-- Requirements --
Pull out every line with the word "index".

┄┄┄┄┄┄┄┄┄┄

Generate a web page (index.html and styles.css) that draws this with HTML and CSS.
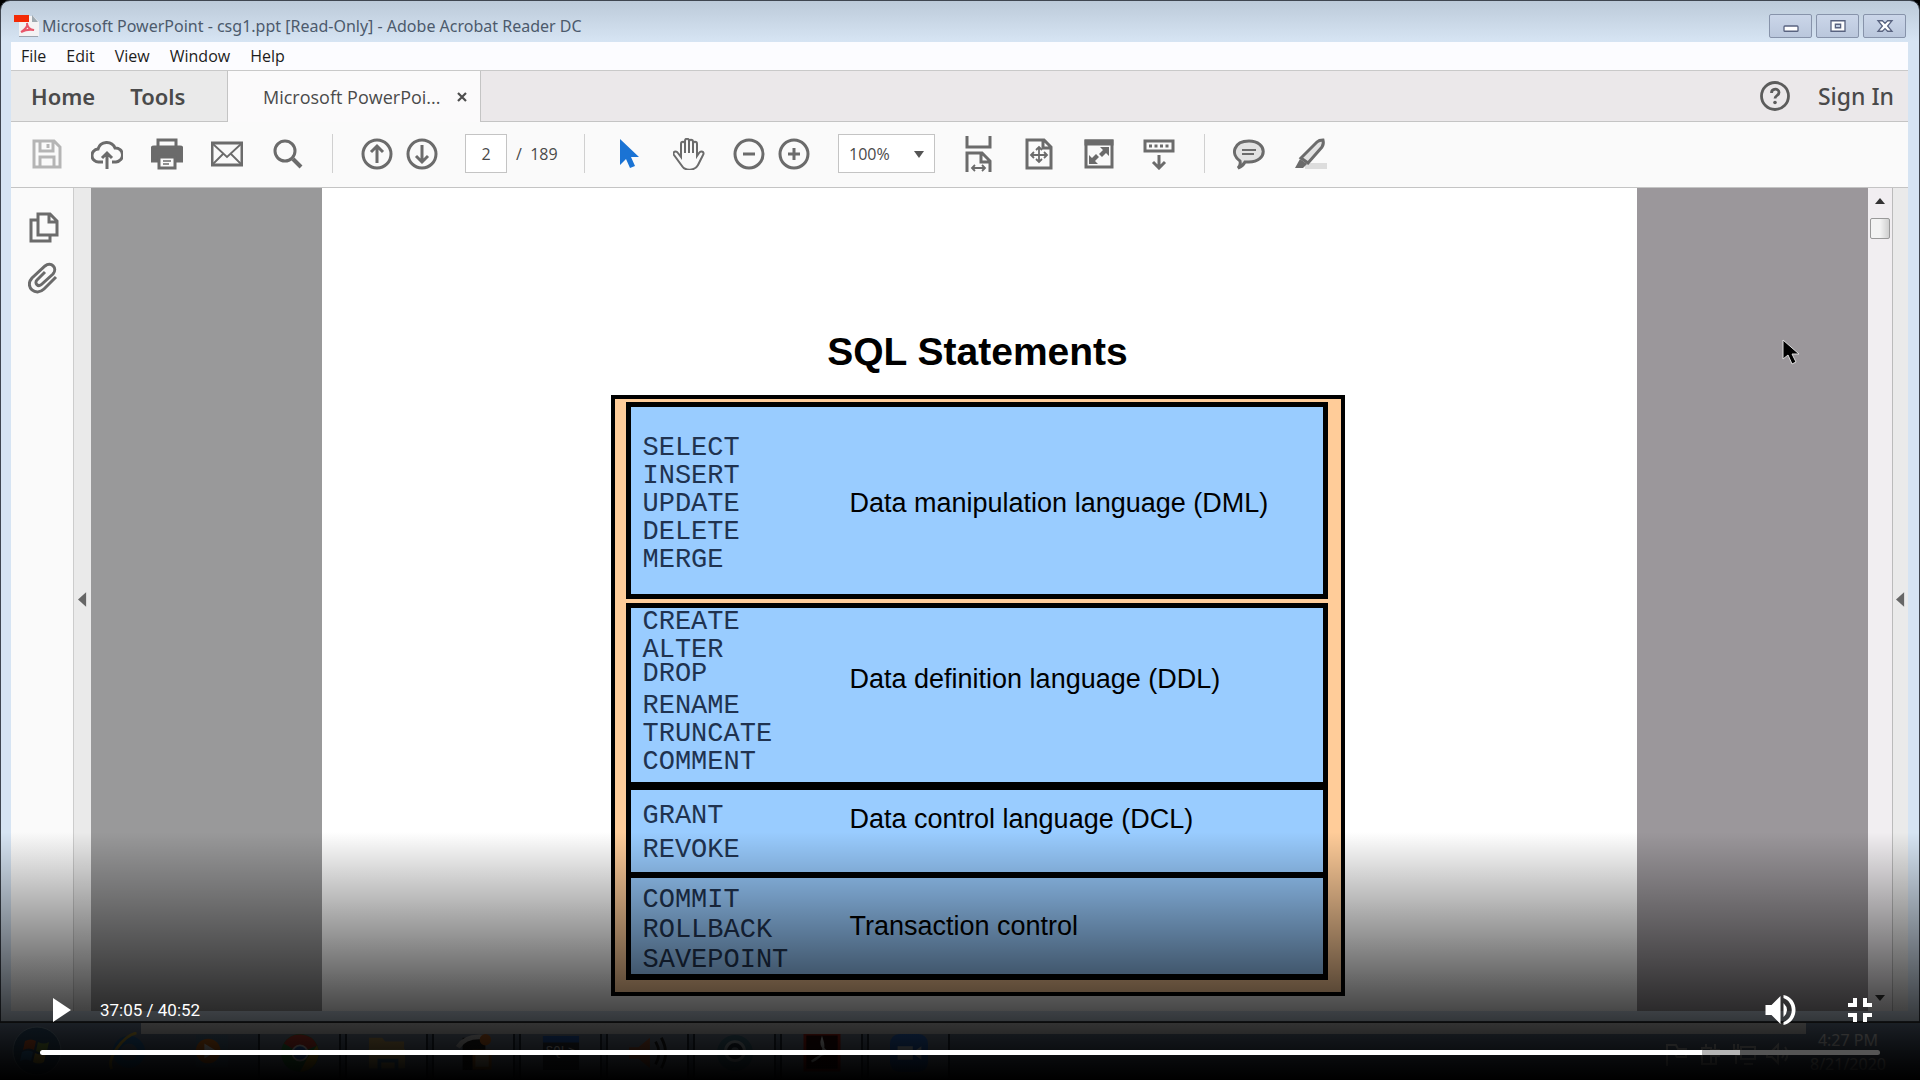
FILE: index.html
```html
<!DOCTYPE html>
<html lang="en">
<head>
<meta charset="utf-8">
<title>SQL Statements lecture</title>
<link rel="stylesheet" href="styles.css">
</head>
<body>
<main class="player">
  <div class="window">
    <header class="titlebar">
      <svg class="app-icon" viewBox="0 0 26 24"><path d="M5 2h14l6 6v14H5z" fill="#f4f2f3"/><path d="M18 1l6 7h-6z" fill="#9fa9b0"/><path d="M0 1h15v7H0z" fill="#f32a06"/><path d="M7 18c5-3 7-6 6-9m0 0c0 4 3 7 7 7-5-1-9 0-13 2" fill="none" stroke="#e8566a" stroke-width="2"/><path d="M5 22.500h19" stroke="#9da4ae"/></svg>
      <span class="window-title">Microsoft PowerPoint - csg1.ppt [Read-Only] - Adobe Acrobat Reader DC</span>
      <div class="window-buttons">
        <button type="button" aria-label="Minimize"><svg viewBox="0 0 20 16"><rect x="2" y="8" width="16" height="6" rx="1" fill="#fff" stroke="#596380" stroke-width="1.500"/></svg></button>
        <button type="button" aria-label="Maximize"><svg viewBox="0 0 20 16"><path d="M2 2h16v12H2zM7 6v4h6V6z" fill="#fff" fill-rule="evenodd" stroke="#596380" stroke-width="1.500"/></svg></button>
        <button type="button" aria-label="Close"><svg viewBox="0 0 20 16"><path d="M2 2h5l3 3 3-3h5l-5 6 5 6h-5l-3-3-3 3H2l5-6z" fill="#fff" stroke="#596380" stroke-width="1.500"/></svg></button>
      </div>
    </header>
    <div class="frame">
      <nav class="menubar">
        <button type="button">File</button><button type="button">Edit</button><button type="button">View</button><button type="button">Window</button><button type="button">Help</button>
      </nav>
      <div class="tabbar">
        <div class="home-tabs"><button type="button">Home</button><button type="button">Tools</button></div>
        <div class="doc-tab"><span>Microsoft PowerPoi...</span><button type="button" aria-label="Close tab"><svg viewBox="0 0 10 10"><path d="M1 1l8 8M9 1L1 9" stroke="#4d4d4d" stroke-width="2.200"/></svg></button></div>
        <div class="account">
          <button type="button" aria-label="Help"><svg class="help" viewBox="0 0 32 32"><circle cx="16" cy="16" r="13.500" fill="none" stroke="#5c5c5c" stroke-width="2.800"/><path d="M12.500 13c0-5 7.500-5 7.500-.5 0 3-4 3-4 6" fill="none" stroke="#5c5c5c" stroke-width="2.800"/><circle cx="16" cy="22.500" r="1.800" fill="#5c5c5c"/></svg></button>
          <button type="button">Sign In</button>
        </div>
      </div>
      <div class="toolbar">
        <div class="tools files">
          <button type="button" aria-label="Save"><svg class="pale" viewBox="0 0 32 32"><path d="M3 3h20l6 6v20H3zM9 3v10h13V3M17 6v4M9 29V19h14v10"/></svg></button>
          <button type="button" aria-label="Upload"><svg viewBox="0 0 32 32"><path d="M12 24H8a6.500 6.500 0 0 1-1-13 9 9 0 0 1 17-1 7 7 0 0 1 1 14h-4M16 31V15M11 20l5-5 5 5"/></svg></button>
          <button type="button" aria-label="Print"><svg viewBox="0 0 32 32"><path d="M7 10V2h18v8"/><path d="M1 11q0-2 2-2h26q2 0 2 2v12H1z" class="solid"/><path d="M8 19h16v11H8z" fill="#fafafa"/><path d="M12 23h8M12 26h6" stroke-width="1.500"/></svg></button>
          <button type="button" aria-label="Mail"><svg viewBox="0 0 32 32"><path d="M1 5h30v22H1z"/><path d="M2 6l14 13L30 6M2 26l10-10M30 26L20 16" stroke-width="1.800"/></svg></button>
          <button type="button" aria-label="Search"><svg viewBox="0 0 32 32"><circle cx="14" cy="13" r="10"/><path d="M22 21l8 8" stroke-width="4"/></svg></button>
        </div>
        <div class="tools paging">
          <button type="button" aria-label="Previous page"><svg viewBox="0 0 32 32"><circle cx="16" cy="16" r="14"/><path d="M16 25V9M10 14l6-6 6 6"/></svg></button>
          <button type="button" aria-label="Next page"><svg viewBox="0 0 32 32"><circle cx="16" cy="16" r="14"/><path d="M16 7v16M10 18l6 6 6-6"/></svg></button>
          <label class="page-box"><input type="text" value="2" aria-label="Page number"><span>/&nbsp; 189</span></label>
        </div>
        <div class="tools view">
          <button type="button" aria-label="Select"><svg viewBox="0 0 32 32"><path d="M7 1v26l6-6 4 9 5-2-4-9h8z" fill="#1a73d4" stroke="none"/></svg></button>
          <button type="button" aria-label="Pan"><svg viewBox="0 0 32 32"><path d="M8 19V6c0-3 4-3 4 0v9V3c0-3 4-3 4 0v12V4c0-3 4-3 4 0v11V6c0-3 4-3 4 0v12l2-3c2-3 6-1 4 2l-5 10c-3 6-13 6-16 1L1 17c-2-3 2-5 4-2z" stroke-width="2"/></svg></button>
          <button type="button" aria-label="Zoom out"><svg viewBox="0 0 32 32"><circle cx="16" cy="16" r="14"/><path d="M10 16h12"/></svg></button>
          <button type="button" class="in" aria-label="Zoom in"><svg viewBox="0 0 32 32"><circle cx="16" cy="16" r="14"/><path d="M10 16h12M16 10v12"/></svg></button>
          <span class="zoom-box"><select aria-label="Zoom level"><option>100%</option></select></span>
          <button type="button" aria-label="Fit width"><svg class="tall" viewBox="0 0 32 36"><path d="M4 0v11h23V0M4 36V17h15l8 8v11M18 17v9h9"/><path d="M9 32h13M12 29l-3 3 3 3M19 29l3 3-3 3" stroke-width="1.800"/></svg></button>
          <button type="button" aria-label="Fit page"><svg viewBox="0 0 32 32"><path d="M4 2h17l7 7v21H4zM20 2v8h8"/><path d="M16 9v15M8 17h16M13 12l3-3 3 3M13 21l3 3 3-3M11 14l-3 3 3 3M21 14l3 3-3 3" stroke-width="1.800"/></svg></button>
          <button type="button" aria-label="Full screen"><svg viewBox="0 0 32 32"><path d="M3 3h26v26H3z"/><path d="M3 3h26v3H3z" class="solid"/><path d="M17 9h9v9l-3-3-4 4-3-3 4-4zM15 26H6v-9l3 3 4-4 3 3-4 4z" class="fill"/></svg></button>
          <button type="button" aria-label="Toolbar position"><svg viewBox="0 0 32 32"><path d="M2 3h28v10H2zM16 17v13M10 24l6 6 6-6"/><path d="M6 8h20" stroke-dasharray="3 2.500"/></svg></button>
        </div>
        <div class="tools notes">
          <button type="button" aria-label="Comment"><svg viewBox="0 0 32 32"><path d="M7 23C-3 16 1 3 16 3c19 0 19 21 0 21h-4q-2 4-7 6 3-3 2-7z" fill="#e2e2e2"/><path d="M9 12h14M9 16h12" stroke-width="2"/></svg></button>
          <button type="button" aria-label="Highlight"><svg viewBox="0 0 32 32"><path d="M10 25h24v6H10z" fill="#ddd" stroke="none"/><path d="M6 20L22 4q2-2 6-2 1 4-1 7L13 25z" fill="#e2e2e2"/><path d="M5 21l7 5-4 4H0z" class="fill"/></svg></button>
        </div>
      </div>
      <div class="workspace">
        <aside class="sidebar">
          <button type="button" aria-label="Page thumbnails"><svg viewBox="0 0 32 32"><path d="M10 2h12l7 7v14H10zM21 2v8h8M9 8H3v21h19v-6"/></svg></button>
          <button type="button" aria-label="Attachments"><svg viewBox="0 0 32 32"><path d="M28 15L16 27C8 35-4 25 4 16L17 4c6-5 13 2 8 8L14 22c-4 4-8-1-5-4l8-8"/></svg></button>
        </aside>
        <button type="button" class="collapse" aria-label="Expand left pane"><svg viewBox="0 0 10 16"><path d="M9 0v16L0 8z"/></svg></button>
        <div class="document">
          <article class="paper">
            <h1>SQL Statements</h1>
            <div class="diagram">
              <section class="group dml">
                <ul><li>SELECT</li><li>INSERT</li><li>UPDATE</li><li>DELETE</li><li>MERGE</li></ul>
                <p>Data manipulation language (DML)</p>
              </section>
              <div class="stack">
                <section class="group ddl">
                  <ul><li>CREATE</li><li>ALTER</li><li class="raised">DROP</li><li>RENAME</li><li>TRUNCATE</li><li>COMMENT</li></ul>
                  <p>Data definition language (DDL)</p>
                </section>
                <section class="group dcl">
                  <ul><li>GRANT</li><li>REVOKE</li></ul>
                  <p>Data control language (DCL)</p>
                </section>
                <section class="group tcl">
                  <ul><li>COMMIT</li><li>ROLLBACK</li><li>SAVEPOINT</li></ul>
                  <p>Transaction control</p>
                </section>
              </div>
            </div>
          </article>
        </div>
        <div class="scrollbar"><svg viewBox="0 0 10 6"><path d="M0 6l5-6 5 6z"/></svg><span class="thumb"></span><svg class="down" viewBox="0 0 10 6"><path d="M0 0l5 6 5-6z"/></svg></div>
        <button type="button" class="collapse right" aria-label="Expand right pane"><svg viewBox="0 0 10 16"><path d="M9 0v16L0 8z"/></svg></button>
      </div>
    </div>
  </div>
  <footer class="taskbar">
    <div class="share-strip"></div>
    <div class="pinned">
      <svg class="start" viewBox="0 0 50 50"><circle cx="25" cy="25" r="24" fill="#35597a" stroke="#8ba4b8"/><path d="M13 15q6-3 11 0l-2 9q-5-3-11 0z" fill="#e0622c"/><path d="M26 16q6 3 11 0l-2 9q-5 3-11 0z" fill="#8fb447"/><path d="M10 26q6-3 11 0l-2 9q-5-3-11 0z" fill="#3f8fd0"/><path d="M23 27q6 3 11 0l-2 9q-5 3-11 0z" fill="#e8c445"/></svg>
      <svg viewBox="0 0 40 40"><circle cx="22" cy="21" r="13" fill="none" stroke="#2a74b4" stroke-width="8"/><path d="M12 22h22" stroke="#2a74b4" stroke-width="5"/><path d="M4 39C-2 28 16 4 30 1" fill="none" stroke="#d8b43c" stroke-width="3"/></svg>
      <svg viewBox="0 0 40 40"><path d="M4 3h34v34H4z" fill="#5c7f9c"/><circle cx="17" cy="20" r="13" fill="#ee7c1c"/><path d="M13 12l13 8-13 8z" fill="#fff"/></svg>
    </div>
    <div class="running">
      <span><svg viewBox="0 0 40 40"><circle cx="20" cy="20" r="20" fill="#3a9b4b"/><path d="M3 10A20 20 0 0 1 38 12L20 20z" fill="#dd4335"/><path d="M38 12a20 20 0 0 1-18 28l8-15z" fill="#e9b928"/><circle cx="20" cy="20" r="8" fill="#3b7de0" stroke="#fff" stroke-width="2"/></svg></span>
      <span><svg viewBox="0 0 40 40"><path d="M1 4h14l3 4h20v28H1z" fill="#d5b066"/><path d="M1 16h38v20H1z" fill="#edd083"/><path d="M12 38V28h18v10" fill="none" stroke="#4b8cb9" stroke-width="4"/></svg></span>
      <span><svg viewBox="0 0 40 40"><path d="M8 4h24v34H8z" fill="#202020"/><path d="M3 14Q12 0 35 4" stroke="#e6e6e6" stroke-width="5" fill="none"/><circle cx="32" cy="6" r="6" fill="#db7125"/><path d="M20 18h17v18H20z" fill="#f2dcb5" stroke="#de812d" stroke-width="3"/></svg></span>
      <span><svg viewBox="0 0 40 40"><path d="M1 2h38v36H1z" fill="#343b46"/><path d="M1 2h38v7H1z" fill="#2868cd"/><text x="4" y="22" class="sql">SQL&gt;</text></svg></span>
      <span><svg viewBox="0 0 40 40"><path d="M0 14h10L22 4v32L10 26H0z" fill="#c3683e"/><path d="M28 8q7 12 0 24M34 4q9 16 0 32" fill="none" stroke="#222" stroke-width="3"/></svg></span>
      <span><svg viewBox="0 0 40 40"><circle cx="20" cy="20" r="19" fill="#4a7d92"/><circle cx="20" cy="18" r="10" fill="#263441" stroke="#bdccd5" stroke-width="3"/><circle cx="20" cy="18" r="4" fill="#8294a3"/></svg></span>
      <span><svg viewBox="0 0 40 40"><path d="M2 0h36v38H2z" fill="#290404" stroke="#b22215" stroke-width="3"/><path d="M9 29q17-7 11-24c-3 9 5 15 12 15-10-1-17 4-23 9" fill="none" stroke="#fff" stroke-width="2"/></svg></span>
      <span><svg viewBox="0 0 40 40"><rect width="40" height="40" rx="10" fill="#2d74db"/><path d="M8 13h16v14H8zM26 18l7-5v14l-7-5z" fill="#dce9fb"/></svg></span>
    </div>
    <div class="tray">
      <svg viewBox="0 0 24 24"><path d="M3 24V2M3 3h9l2 4h8v8h-9l-2-3H3"/></svg>
      <svg viewBox="0 0 24 24"><path d="M4 6h9v16H4zM8 2v4M17 2v6M13 8h9M15 8v6h6V8M18 14v8h-5"/></svg>
      <svg viewBox="0 0 24 24"><path d="M2 2v7M6 2v7M1 8h6v5H4v9M9 5h14v12H9zM12 22h9"/></svg>
      <svg viewBox="0 0 24 24"><path d="M1 9h5l6-6v18l-6-6H1zM16 8q3 4 0 8M19 5q5 7 0 14"/></svg>
      <div class="clock"><span>4:27 PM</span><span>8/21/2020</span></div>
    </div>
  </footer>
  <svg class="pointer" viewBox="0 0 18 26"><path d="M1 1v19l5-4 4 9 4-2-4-8h7z" fill="#000" stroke="#ddd"/></svg>
  <div class="controls">
    <div class="control-row">
      <button type="button" aria-label="Play"><svg viewBox="0 0 24 24"><path d="M5 0v24l18-12z"/></svg></button>
      <span class="time">37:05 / 40:52</span>
      <button type="button" class="volume" aria-label="Mute"><svg viewBox="0 0 30 30"><path d="M0 10h6l9-9v28l-9-9H0zM18 8q7 7 0 14zM18 0c16 3 16 27 0 30v-3c11-4 11-20 0-24z"/></svg></button>
      <button type="button" aria-label="Exit full screen"><svg viewBox="0 0 24 24"><path d="M5 0h4v9H0V5h5zM15 0h4v5h5v4h-9zM0 15h9v9H5v-5H0zM15 15h9v4h-5v5h-4z"/></svg></button>
    </div>
    <input class="seek" type="range" min="0" max="2452" value="2225" aria-label="Seek">
  </div>
</main>
</body>
</html>
```
FILE: styles.css
```css
* { box-sizing: border-box; }
body { margin: 0; background: #000; font-family: "Noto Sans", "Open Sans", sans-serif; color: #4a4a4a; }
button { border: 0; padding: 0; background: none; font: inherit; color: inherit; display: flex; align-items: center; justify-content: center; }
svg { display: block; flex: none; }
h1, p, ul { margin: 0; padding: 0; }
ul { list-style: none; }

.player { position: relative; height: 100vh; min-height: 600px; display: flex; flex-direction: column; overflow: hidden; }

.window { flex: 1; min-height: 0; display: flex; flex-direction: column; padding: 0 11px 10px 10px; border: 1px solid #3f4650; border-radius: 10px 10px 0 0; background: linear-gradient(#bccad9, #d6e4f3 40px, #d6e4f3); }
.titlebar { display: flex; align-items: center; height: 41px; flex: none; padding: 8px 2px 0 3px; }
.app-icon { width: 26px; height: 24px; }
.window-title { flex: 1; margin-left: 2px; font-size: 16px; line-height: 24px; white-space: nowrap; color: #4c5a6c; }
.window-buttons { display: flex; gap: 4px; align-self: flex-start; margin-top: 5px; }
.window-buttons button { width: 43px; height: 24px; border: 1px solid #8793aa; border-radius: 2px; background: linear-gradient(#cbd6e9, #bac7dc); }
.window-buttons svg { width: 18px; height: 14px; }

.frame { flex: 1; min-height: 0; display: flex; flex-direction: column; background: #fafafa; }
.menubar { display: flex; gap: 20px; flex: none; height: 28px; padding-left: 10px; font-family: "Open Sans", sans-serif; font-size: 16px; color: #1c1c1c; background: #fcfcff; }
.tabbar { display: flex; flex: none; height: 52px; border-top: 1px solid #c9c9c9; background: #ebe8ea; }
.home-tabs, .account { display: flex; padding-bottom: 1px; font-size: 22px; font-weight: 600; border-bottom: 1px solid #c4c4c4; }
.home-tabs { width: 217px; gap: 35px; padding-left: 20px; border-right: 1px solid #c4c4c4; background: #eaeaea; }
.doc-tab { display: flex; align-items: center; justify-content: space-between; width: 252px; padding: 0 13px 0 35px; font-family: "Open Sans", sans-serif; font-size: 18px; background: #fbfafb; }
.doc-tab svg { width: 10px; height: 10px; }
.account { flex: 1; justify-content: flex-end; gap: 27px; padding-right: 14px; border-left: 1px solid #c4c4c4; font-size: 23px; font-weight: 500; }
.help { width: 32px; height: 32px; }

.toolbar { display: flex; flex: none; height: 66px; padding: 12px 0 14px; border-bottom: 1px solid #c4c4c4; font-family: "Open Sans", sans-serif; }
.tools { display: flex; align-items: center; border-right: 1px solid #d0d0d0; }
.tools svg, .sidebar svg { width: 32px; height: 32px; fill: none; stroke: #6b6b6b; stroke-width: 3; }
.tools svg.pale { stroke: #b5b5b5; }
.tools svg.tall { height: 36px; }
.tools .solid { fill: #6b6b6b; }
.tools .fill { fill: #6b6b6b; stroke: none; }
.files { width: 322px; gap: 28px; padding-left: 20px; }
.paging { width: 252px; gap: 13px; padding-left: 28px; }
.page-box { display: flex; align-items: center; gap: 9px; margin-left: 14px; font-size: 16px; }
.page-box input { width: 42px; height: 39px; border: 1px solid #c4c4c4; background: #fff; font: inherit; color: inherit; text-align: center; }
.view { width: 620px; gap: 28px; padding-left: 28px; }
.view .in { margin-left: -15px; }
.zoom-box { position: relative; }
.zoom-box::after { content: ""; position: absolute; right: 11px; top: 17px; border: 5px solid transparent; border-top: 7px solid #555; border-bottom: 0; pointer-events: none; }
.zoom-box select { display: block; width: 97px; height: 39px; padding: 0 10px; border: 1px solid #c4c4c4; border-radius: 0; appearance: none; font: inherit; font-size: 16px; color: inherit; background: #fff; }
.notes { gap: 30px; padding-left: 28px; border: 0; }

.workspace { flex: 1; min-height: 0; display: flex; }
.sidebar { width: 63px; flex: none; display: flex; flex-direction: column; align-items: center; gap: 18px; padding: 24px 0 0 4px; border-right: 1px solid #ccc; }
.collapse { width: 17px; flex: none; background: #eaeaea; }
.collapse svg { width: 9px; height: 15px; fill: #666; }
.document { flex: 1; min-width: 0; padding: 0 12.2%; overflow: hidden; background: linear-gradient(90deg, #99999a 50%, #9b979b 50%); }
.paper { height: 100%; padding: 142px 4px 0 0; display: flex; flex-direction: column; align-items: center; background: #fff; font-family: "Liberation Sans", sans-serif; color: #000; }
.paper h1 { font-size: 39px; line-height: 44px; }
.diagram { flex: none; width: 734px; max-width: 100%; margin-top: 21px; padding: 3px 13px 12px 11px; border: 4px solid #000; background: #ffcc99; }
.group { display: grid; grid-template-columns: 207px 1fr; padding-left: 12px; background: #99ccff; }
.group ul { display: flex; flex-direction: column; font: 27px/28px "Liberation Mono", monospace; color: #203350; }
.group p { font-size: 27px; line-height: 28px; white-space: nowrap; }
.raised { margin: -4px 0 4px; }
.dml { height: 197px; padding-top: 27px; border: 5px solid #000; }
.dml p { padding-top: 55px; }
.stack { margin-top: 4px; border: 5px solid #000; border-bottom-width: 6px; }
.ddl { height: 174px; }
.ddl p { padding-top: 57px; }
.dcl { height: 90px; padding-top: 12px; border-top: 8px solid #000; }
.dcl ul { gap: 6px; }
.dcl p { padding-top: 3px; }
.tcl { height: 102px; padding-top: 8px; border-top: 6px solid #000; }
.tcl ul { gap: 2px; }
.tcl p { padding-top: 26px; }
.scrollbar { width: 25px; flex: none; display: flex; flex-direction: column; align-items: center; gap: 14px; padding: 10px 0; border-right: 1px solid #bbb; background: #f1eef1; }
.scrollbar svg { width: 10px; height: 6px; fill: #333; }
.scrollbar .down { margin-top: auto; }
.thumb { width: 20px; height: 21px; border: 1px solid #999; border-radius: 2px; background: linear-gradient(90deg, #f3f3f3 50%, #cfcfcf); }
.right { width: 15px; }

.taskbar { position: relative; flex: none; height: 58px; display: flex; border-top: 1px solid #333; background: linear-gradient(#7286a0, #55657c); }
.share-strip { position: absolute; top: 0; left: 141px; right: 114px; height: 11px; background: #dcdcdc; }
.pinned { display: flex; align-items: center; gap: 46px; width: 258px; flex: none; padding: 0 0 2px 12px; }
.pinned svg, .running svg { width: 38px; height: 38px; }
.pinned .start { width: 50px; height: 50px; }
.running { display: flex; gap: 4px; padding-top: 11px; }
.running span { width: 83px; display: flex; justify-content: center; border: solid #24303e; border-width: 0 2px; background: #8292a8; }
.sql { font: 13px "Liberation Mono", monospace; fill: #fff; }
.tray { margin-left: auto; width: 256px; display: flex; gap: 10px; padding-top: 19px; }
.tray svg { width: 24px; height: 24px; fill: none; stroke: #ddd; stroke-width: 2; }
.clock { display: flex; flex-direction: column; align-items: center; margin: -14px 0 0 10px; font-size: 16px; line-height: 24px; color: #fff; }

.pointer { position: absolute; left: 92.8%; top: 339px; width: 18px; height: 26px; }

.controls { position: absolute; left: 0; right: 0; bottom: 0; height: 248px; display: flex; flex-direction: column; justify-content: flex-end; padding: 0 40px 25px; background: linear-gradient(transparent, #000); }
.control-row { display: flex; align-items: center; height: 30px; margin-bottom: 25px; padding: 0 8px; color: #fff; }
.control-row svg { width: 24px; height: 24px; fill: #fff; }
.control-row .volume svg { width: 31px; height: 30px; }
.time { margin-left: 28px; font: 17px "Roboto", sans-serif; }
.volume { margin: 0 52px 0 auto; }
.seek { appearance: none; width: 100%; height: 5px; margin: 0; border-radius: 3px; background: linear-gradient(90deg, #fff 90.3%, #b5b5b5 90.3%, #b5b5b5 92.4%, #555 92.4%); }
.seek::-webkit-slider-thumb { appearance: none; width: 0; height: 0; }
```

┄┄┄┄┄┄┄┄┄┄

-- Task answer --
Generate a web page (index.html and styles.css) that draws this with HTML and CSS.
FILE: index.html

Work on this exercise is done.